Sounds reasonable, but. It is only reasonable when the alternative to a non-inline declaration is an explosion of generated out-of-line function definitions. We know there has to be one in either situation – it is either explicit in the case of a non-inline virtual function, or implicit when declared inline. The question, then, is: how many more need to be generated? If the answer is none, then the objection to specifying the inline attribute is moot. As it happens, in the general case [making elbow room for the obligatory pathological case], it is possible for the compiler to limit the generation of both the virtual table and the out-of-line definition of the inline virtual functions to one definition in the single shared file in which the virtual table is generated. [At least this is what we did within cfront back in the late 1980s and so I presume it is a generally solved problem. I believe it was Andy Koenig who first proposed the solution; although it could have easily been Bjarne himself.]

 

 Object-Oriented programming is paradoxical in a way that raises passions beyond all reason. On the one hand, it promotes elegance and simplicity [the two are not synonyms although some people do not make that distinction] that is unrivaled. For example, a generic compositing engine that was in use at DreamWorks [the code is proprietary and so I have sufficiently dumbed it down out of all recognition] supported more than a dozen image formats with a generic routine such as the following (where move represents just one of many operations):

 

void GenericEngine::move()

{

     // Pseudo Loop code ...

     for clippedHeight and clippedWidth do

         source_engine->getNextPixel(&pixel);

         target_engine->setNextPixel(&pixel);

 

         source_engine->stepToNextRow();

         target_engine->stepToNextRow();

}

 

If you have ever looked at compositing code, this is actually sublime. The problem is that its performance was a dog. It took far too long to actually do the compositing. Fetching each pixel through a virtual function turns out to be non-viable. Consider: each frame of a film is composited at 2K resolution of an RGBA image format at 8 or16 bits per channel. [I may have completely zoned out on this detail.] A frame on average is composed of, say, 8 levels. [I just picked that out of a hat – Mickey’s Magician’s hat.] A film runs at 24 frames per second, and cartoons run about 88 minutes.

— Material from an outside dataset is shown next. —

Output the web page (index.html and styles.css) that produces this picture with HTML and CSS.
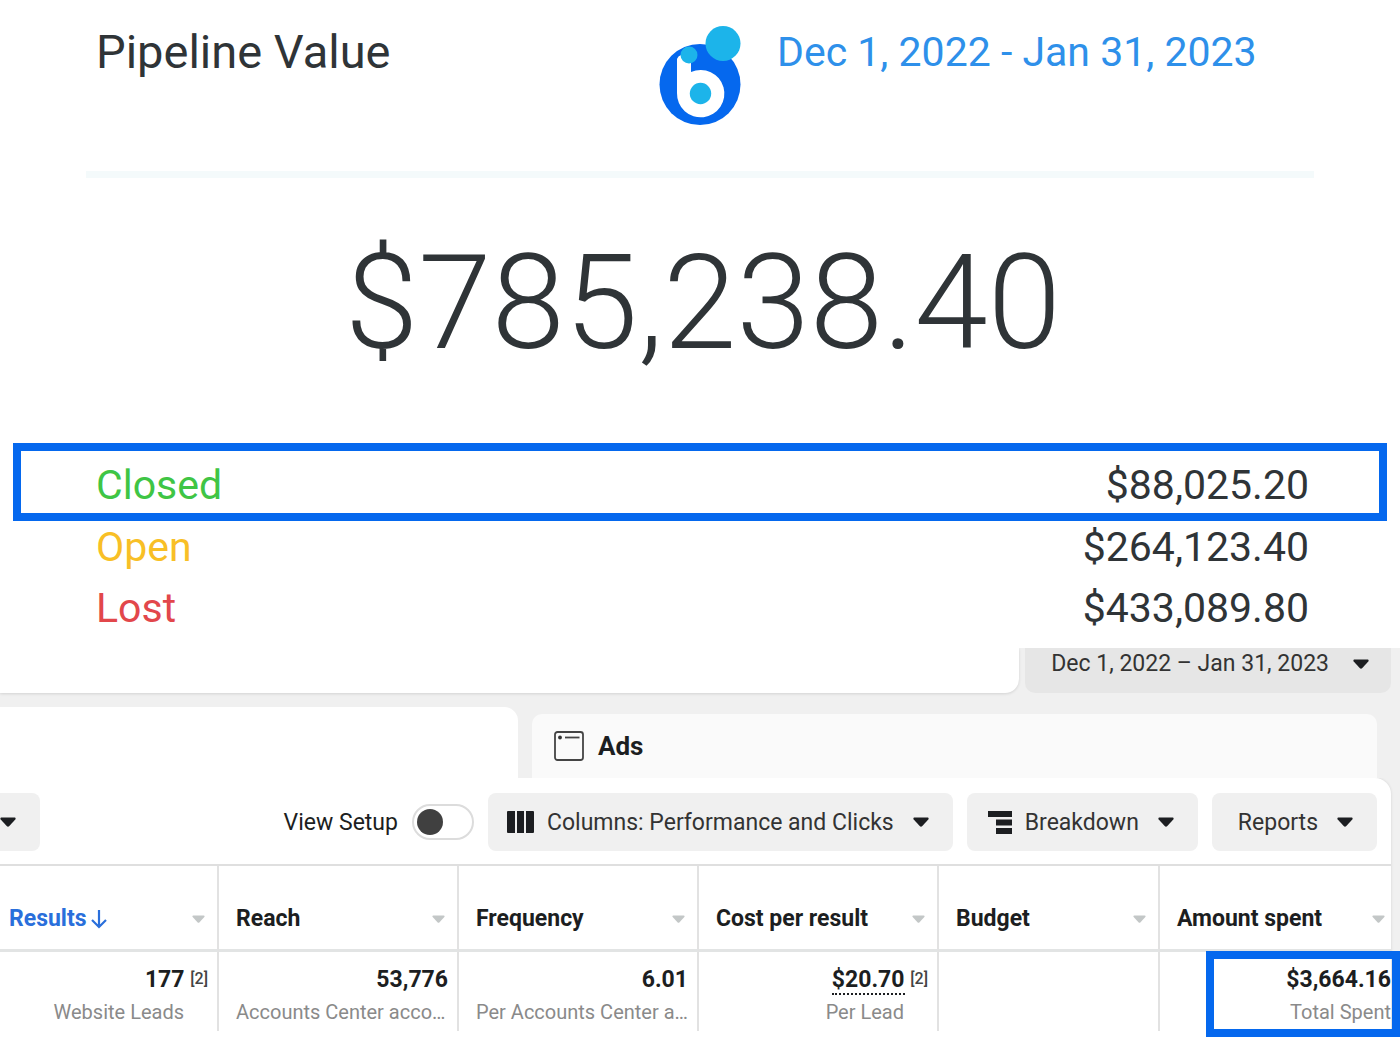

This is the kind of design that talks well but can’t survive in a production environment. It is just not usable. In the heat of production [we’re talking over a $100 million dollars], the solution was to hack in an isA type member, switch on that member, and invoke the RGBA methods explicitly. Wow. That will not get you a conference paper, but it will keep your job at the studio.  [Listen, all the philosophy is the world about what is good programming means nothing if the project is outsourced to a third world country.]

When I got my chance at being the technical lead at something called ToonShooter, our engineered compositing engine employed a template Strategy that allowed us to put back the elegance but eliminate the polymorphism:

template<typename Engine>

void Compositor<Engine>::move()

{

     for clippedHeight and clippedWidth do

            source_engine->getNextPixel(&pixel);

            target_engine->setNextPixel(&pixel);

       source_engine->stepToNextRow();

       target_engine->stepToNextRow();

}

 

Interestingly enough, the hardest part of implementing the solution was getting programmers to think about it. Inheritance has become an almost universal solution. Programmers seem to shy away from using templates: they feel they are too complicated and difficult to manage. There is a sense that templates result in code bloat, while OO programming not only produces a smaller code footprint but also is fundamentally a better programming style. As it happens, OO code in general tends to generate a greater amount of run-time code. This becomes especially crippling in applications in which lots of objects are created, destroyed, and copied.